Pull out from the material below all lines with "this".
── LISTED ENTRIES ──
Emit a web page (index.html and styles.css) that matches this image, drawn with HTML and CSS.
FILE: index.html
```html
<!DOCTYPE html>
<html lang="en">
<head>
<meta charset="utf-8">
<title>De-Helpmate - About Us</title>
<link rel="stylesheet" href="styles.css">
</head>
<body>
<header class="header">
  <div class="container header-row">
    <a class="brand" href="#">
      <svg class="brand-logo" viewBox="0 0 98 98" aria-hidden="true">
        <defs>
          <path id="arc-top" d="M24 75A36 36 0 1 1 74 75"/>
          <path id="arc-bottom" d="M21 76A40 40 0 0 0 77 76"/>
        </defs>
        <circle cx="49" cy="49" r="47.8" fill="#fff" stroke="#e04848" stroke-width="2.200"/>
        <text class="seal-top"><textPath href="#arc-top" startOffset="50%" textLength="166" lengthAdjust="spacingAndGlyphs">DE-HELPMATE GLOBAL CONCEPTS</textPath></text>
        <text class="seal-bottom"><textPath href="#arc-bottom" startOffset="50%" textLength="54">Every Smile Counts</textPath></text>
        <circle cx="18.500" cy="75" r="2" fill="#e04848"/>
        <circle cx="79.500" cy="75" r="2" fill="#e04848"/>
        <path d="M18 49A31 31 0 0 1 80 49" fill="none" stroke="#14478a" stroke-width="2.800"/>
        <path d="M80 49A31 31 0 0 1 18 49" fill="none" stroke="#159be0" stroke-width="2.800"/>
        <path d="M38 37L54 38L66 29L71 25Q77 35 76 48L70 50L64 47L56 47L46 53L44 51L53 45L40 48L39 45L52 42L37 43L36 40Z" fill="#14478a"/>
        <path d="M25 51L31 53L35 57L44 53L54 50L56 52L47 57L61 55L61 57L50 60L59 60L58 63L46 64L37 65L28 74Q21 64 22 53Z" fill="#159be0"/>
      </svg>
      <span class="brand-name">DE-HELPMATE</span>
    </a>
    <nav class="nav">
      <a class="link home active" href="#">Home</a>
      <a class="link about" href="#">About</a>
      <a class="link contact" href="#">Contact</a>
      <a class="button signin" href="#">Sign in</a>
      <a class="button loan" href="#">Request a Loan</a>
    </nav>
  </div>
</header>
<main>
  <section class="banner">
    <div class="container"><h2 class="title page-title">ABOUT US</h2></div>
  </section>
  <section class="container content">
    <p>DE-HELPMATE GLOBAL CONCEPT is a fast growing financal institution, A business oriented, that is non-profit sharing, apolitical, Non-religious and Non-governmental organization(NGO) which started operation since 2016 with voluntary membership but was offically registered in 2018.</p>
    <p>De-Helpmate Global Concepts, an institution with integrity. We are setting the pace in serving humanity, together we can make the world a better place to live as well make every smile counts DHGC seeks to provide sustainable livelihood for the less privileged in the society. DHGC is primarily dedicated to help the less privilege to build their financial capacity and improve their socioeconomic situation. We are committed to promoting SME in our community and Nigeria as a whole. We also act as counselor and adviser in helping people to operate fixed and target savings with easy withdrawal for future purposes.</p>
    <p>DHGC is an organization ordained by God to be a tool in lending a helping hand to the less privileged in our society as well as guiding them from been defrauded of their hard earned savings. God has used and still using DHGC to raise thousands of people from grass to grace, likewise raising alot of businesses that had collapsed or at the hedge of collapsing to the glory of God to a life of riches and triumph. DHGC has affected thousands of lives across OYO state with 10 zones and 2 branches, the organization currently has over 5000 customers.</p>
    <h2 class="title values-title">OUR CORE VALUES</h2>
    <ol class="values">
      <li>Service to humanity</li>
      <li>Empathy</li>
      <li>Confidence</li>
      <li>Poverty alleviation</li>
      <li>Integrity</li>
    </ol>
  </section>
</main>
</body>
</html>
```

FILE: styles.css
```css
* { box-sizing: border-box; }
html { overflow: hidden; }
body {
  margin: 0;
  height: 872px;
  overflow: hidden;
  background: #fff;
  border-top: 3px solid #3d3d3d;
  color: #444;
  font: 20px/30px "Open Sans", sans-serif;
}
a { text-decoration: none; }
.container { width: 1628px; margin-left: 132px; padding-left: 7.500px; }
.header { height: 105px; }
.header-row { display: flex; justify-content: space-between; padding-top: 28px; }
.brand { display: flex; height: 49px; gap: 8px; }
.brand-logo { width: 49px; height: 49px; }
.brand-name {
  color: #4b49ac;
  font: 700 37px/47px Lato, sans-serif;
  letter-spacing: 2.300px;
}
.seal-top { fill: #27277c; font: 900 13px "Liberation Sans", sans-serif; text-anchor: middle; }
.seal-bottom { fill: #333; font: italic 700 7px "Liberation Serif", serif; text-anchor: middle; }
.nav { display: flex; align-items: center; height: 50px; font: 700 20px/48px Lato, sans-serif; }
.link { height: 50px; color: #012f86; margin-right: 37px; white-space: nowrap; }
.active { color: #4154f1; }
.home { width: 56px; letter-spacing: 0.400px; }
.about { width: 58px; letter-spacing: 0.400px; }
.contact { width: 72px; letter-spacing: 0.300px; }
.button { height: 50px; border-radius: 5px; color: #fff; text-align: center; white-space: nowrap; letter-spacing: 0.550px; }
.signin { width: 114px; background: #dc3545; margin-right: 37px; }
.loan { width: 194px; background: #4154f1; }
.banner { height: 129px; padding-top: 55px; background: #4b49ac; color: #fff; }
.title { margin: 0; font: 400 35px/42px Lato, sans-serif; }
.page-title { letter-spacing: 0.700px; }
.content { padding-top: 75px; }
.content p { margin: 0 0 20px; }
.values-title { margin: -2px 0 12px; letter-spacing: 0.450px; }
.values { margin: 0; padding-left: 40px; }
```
───
── LISTED ENTRIES ──
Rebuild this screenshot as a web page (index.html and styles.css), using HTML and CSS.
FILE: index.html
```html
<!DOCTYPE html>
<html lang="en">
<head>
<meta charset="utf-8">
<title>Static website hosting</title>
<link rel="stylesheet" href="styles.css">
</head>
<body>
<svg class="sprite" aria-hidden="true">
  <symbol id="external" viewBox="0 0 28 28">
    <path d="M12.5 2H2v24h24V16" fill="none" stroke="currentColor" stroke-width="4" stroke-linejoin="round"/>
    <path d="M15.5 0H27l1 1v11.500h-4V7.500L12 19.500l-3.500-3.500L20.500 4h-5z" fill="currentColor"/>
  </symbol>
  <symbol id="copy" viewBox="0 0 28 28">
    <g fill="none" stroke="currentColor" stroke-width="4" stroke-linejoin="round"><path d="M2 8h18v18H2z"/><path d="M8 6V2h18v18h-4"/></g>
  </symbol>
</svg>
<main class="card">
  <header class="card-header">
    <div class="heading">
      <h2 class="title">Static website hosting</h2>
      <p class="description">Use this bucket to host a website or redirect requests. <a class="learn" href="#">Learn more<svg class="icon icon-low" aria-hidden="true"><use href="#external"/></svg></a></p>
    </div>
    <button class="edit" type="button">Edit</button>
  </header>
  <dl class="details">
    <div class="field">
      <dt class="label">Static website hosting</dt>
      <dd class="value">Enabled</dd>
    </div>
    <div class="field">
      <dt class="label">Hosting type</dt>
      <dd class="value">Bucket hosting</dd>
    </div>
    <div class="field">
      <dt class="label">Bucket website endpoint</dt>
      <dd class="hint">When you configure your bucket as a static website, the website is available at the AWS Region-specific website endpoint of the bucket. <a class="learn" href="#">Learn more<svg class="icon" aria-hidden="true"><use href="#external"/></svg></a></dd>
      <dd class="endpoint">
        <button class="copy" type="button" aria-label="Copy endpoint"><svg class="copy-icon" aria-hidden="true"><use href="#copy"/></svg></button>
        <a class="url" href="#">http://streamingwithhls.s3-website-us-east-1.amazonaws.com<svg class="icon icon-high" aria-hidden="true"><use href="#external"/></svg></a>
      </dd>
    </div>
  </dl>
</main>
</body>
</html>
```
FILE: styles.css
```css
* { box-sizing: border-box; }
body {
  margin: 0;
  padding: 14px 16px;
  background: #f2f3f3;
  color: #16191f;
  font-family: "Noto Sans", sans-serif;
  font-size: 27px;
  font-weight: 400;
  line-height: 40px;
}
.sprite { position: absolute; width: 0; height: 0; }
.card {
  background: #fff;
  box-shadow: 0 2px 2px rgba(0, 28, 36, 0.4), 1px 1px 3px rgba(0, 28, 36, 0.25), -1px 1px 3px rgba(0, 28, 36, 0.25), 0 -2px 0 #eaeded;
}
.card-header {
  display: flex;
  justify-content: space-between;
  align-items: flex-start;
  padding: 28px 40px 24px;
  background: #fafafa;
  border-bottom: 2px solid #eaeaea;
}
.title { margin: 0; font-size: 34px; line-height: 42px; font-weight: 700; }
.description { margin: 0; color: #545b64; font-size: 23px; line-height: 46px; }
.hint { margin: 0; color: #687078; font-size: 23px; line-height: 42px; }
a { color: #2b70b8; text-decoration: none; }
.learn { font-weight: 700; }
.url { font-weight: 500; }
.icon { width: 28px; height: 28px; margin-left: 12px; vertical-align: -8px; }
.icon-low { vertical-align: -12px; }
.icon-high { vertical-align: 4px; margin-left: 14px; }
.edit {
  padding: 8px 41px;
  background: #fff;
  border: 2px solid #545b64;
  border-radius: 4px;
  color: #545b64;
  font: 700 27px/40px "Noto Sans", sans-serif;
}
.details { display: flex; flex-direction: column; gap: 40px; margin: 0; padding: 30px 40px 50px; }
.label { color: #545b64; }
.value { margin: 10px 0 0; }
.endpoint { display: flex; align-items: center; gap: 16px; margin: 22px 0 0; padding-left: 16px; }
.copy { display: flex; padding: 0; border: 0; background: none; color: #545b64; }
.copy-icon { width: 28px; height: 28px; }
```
───
── LISTED ENTRIES ──
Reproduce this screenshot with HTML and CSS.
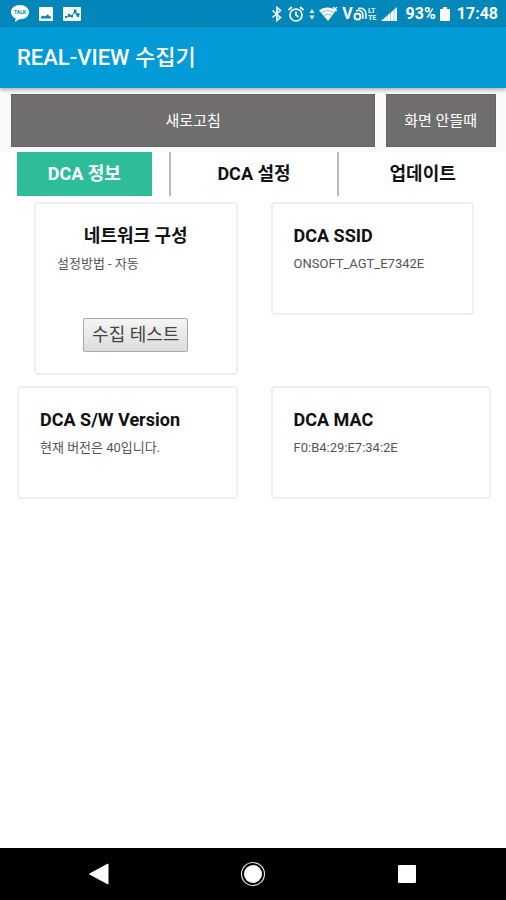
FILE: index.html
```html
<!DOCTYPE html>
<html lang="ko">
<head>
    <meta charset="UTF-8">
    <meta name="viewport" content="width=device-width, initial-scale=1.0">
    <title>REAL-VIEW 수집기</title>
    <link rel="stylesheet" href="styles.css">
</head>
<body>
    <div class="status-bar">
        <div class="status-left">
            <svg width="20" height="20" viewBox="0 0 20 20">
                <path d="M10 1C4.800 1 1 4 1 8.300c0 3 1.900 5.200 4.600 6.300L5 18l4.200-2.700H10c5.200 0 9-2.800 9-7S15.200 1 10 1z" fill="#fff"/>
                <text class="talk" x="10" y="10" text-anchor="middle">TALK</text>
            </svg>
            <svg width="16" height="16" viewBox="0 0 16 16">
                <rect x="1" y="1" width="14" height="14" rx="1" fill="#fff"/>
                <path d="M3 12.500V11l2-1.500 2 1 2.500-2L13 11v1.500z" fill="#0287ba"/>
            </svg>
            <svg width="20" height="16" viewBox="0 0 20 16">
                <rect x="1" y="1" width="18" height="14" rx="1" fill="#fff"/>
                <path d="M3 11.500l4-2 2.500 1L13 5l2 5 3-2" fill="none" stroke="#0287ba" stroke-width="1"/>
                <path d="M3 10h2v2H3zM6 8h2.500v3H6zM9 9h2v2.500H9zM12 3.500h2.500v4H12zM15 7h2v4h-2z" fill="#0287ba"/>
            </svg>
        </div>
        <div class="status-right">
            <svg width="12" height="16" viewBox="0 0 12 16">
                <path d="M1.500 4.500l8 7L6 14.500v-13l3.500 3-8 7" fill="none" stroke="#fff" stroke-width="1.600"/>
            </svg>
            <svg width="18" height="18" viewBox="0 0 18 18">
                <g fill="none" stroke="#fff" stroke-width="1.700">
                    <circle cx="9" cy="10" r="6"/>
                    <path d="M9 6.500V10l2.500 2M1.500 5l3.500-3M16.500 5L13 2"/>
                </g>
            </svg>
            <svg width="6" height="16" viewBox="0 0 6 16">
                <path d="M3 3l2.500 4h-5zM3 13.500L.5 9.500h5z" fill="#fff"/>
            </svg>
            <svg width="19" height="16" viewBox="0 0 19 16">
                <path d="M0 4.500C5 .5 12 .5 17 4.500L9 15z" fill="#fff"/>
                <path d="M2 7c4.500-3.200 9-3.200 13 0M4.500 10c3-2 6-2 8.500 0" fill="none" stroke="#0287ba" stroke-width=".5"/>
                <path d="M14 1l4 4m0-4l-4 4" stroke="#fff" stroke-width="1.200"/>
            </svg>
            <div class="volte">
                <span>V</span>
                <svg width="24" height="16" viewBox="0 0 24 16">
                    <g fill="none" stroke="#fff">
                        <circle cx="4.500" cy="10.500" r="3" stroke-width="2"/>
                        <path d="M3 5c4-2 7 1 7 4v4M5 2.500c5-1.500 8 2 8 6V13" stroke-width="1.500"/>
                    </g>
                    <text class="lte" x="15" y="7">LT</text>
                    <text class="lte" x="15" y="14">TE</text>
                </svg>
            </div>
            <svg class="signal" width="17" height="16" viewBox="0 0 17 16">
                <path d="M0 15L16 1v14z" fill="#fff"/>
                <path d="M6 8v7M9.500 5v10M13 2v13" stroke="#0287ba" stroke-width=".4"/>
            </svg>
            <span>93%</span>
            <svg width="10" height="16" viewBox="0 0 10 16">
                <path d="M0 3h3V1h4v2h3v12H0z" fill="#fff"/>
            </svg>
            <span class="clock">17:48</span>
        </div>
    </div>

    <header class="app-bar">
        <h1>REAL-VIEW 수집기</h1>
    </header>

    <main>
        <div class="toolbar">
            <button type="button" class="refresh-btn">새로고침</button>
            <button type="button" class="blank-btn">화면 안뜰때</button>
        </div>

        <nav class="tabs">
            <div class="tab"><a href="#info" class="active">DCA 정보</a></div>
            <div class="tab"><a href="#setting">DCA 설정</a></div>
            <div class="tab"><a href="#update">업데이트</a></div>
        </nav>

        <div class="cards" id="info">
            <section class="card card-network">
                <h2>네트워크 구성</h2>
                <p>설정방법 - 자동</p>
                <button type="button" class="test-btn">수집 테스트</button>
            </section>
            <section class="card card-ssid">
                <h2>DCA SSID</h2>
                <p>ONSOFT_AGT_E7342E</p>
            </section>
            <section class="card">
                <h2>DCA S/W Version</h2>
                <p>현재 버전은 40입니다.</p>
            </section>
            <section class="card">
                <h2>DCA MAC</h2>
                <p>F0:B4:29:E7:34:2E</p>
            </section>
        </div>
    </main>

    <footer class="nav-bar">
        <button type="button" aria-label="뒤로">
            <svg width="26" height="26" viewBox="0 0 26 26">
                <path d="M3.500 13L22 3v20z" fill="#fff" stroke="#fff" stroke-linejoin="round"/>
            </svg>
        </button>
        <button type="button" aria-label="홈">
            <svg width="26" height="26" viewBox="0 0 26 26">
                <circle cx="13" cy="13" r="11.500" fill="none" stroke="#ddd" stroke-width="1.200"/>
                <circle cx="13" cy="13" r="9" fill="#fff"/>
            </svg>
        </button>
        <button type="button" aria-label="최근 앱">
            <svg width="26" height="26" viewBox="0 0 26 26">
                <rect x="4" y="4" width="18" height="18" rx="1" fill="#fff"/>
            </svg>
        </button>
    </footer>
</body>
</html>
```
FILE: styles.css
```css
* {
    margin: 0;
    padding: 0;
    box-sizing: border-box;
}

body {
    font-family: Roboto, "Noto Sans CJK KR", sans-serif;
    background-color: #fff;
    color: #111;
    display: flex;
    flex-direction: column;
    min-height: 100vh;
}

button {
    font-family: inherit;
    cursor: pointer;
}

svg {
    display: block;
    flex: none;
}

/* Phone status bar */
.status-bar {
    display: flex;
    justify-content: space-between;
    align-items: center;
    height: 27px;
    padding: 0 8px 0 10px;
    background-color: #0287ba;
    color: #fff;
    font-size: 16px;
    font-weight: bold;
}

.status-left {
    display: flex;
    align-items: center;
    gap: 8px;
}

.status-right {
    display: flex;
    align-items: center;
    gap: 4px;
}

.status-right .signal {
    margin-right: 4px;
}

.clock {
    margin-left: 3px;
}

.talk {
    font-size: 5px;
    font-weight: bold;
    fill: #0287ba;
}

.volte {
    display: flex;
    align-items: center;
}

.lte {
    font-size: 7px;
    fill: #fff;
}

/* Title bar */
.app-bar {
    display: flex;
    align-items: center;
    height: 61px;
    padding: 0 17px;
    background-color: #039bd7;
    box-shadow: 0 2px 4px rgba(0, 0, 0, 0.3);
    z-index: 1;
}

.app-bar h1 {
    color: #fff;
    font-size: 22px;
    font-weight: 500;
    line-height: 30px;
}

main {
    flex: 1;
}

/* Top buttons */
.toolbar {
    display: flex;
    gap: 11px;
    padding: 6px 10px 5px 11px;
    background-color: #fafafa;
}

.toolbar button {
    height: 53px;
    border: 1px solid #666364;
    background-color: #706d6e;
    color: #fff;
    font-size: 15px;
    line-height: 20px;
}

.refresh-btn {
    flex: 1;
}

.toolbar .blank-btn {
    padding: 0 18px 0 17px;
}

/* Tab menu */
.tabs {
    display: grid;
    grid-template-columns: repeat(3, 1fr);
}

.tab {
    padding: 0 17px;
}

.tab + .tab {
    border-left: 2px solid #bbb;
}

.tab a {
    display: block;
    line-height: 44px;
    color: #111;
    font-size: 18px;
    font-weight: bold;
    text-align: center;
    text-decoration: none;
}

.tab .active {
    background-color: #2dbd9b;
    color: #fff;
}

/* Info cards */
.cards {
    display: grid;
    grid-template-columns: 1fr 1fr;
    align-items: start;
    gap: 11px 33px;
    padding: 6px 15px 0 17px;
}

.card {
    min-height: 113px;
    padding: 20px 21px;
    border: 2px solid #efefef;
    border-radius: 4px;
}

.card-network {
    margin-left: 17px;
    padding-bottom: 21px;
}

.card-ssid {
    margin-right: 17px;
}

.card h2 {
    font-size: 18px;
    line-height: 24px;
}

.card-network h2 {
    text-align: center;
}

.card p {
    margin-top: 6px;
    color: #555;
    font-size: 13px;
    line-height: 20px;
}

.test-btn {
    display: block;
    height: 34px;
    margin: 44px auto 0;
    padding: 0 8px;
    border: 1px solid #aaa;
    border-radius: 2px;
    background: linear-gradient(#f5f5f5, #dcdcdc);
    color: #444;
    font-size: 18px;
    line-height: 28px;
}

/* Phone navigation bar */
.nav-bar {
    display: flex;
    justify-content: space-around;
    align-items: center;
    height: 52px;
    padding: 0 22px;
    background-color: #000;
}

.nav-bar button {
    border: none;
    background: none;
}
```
───
REPLY:
Emit a web page (index.html and styles.css) that matches this image, drawn with HTML and CSS.
Rebuild this screenshot as a web page (index.html and styles.css), using HTML and CSS.
      <p class="description">Use this bucket to host a website or redirect requests. <a class="learn" href="#">Learn more<svg class="icon icon-low" aria-hidden="true"><use href="#external"/></svg></a></p>
Reproduce this screenshot with HTML and CSS.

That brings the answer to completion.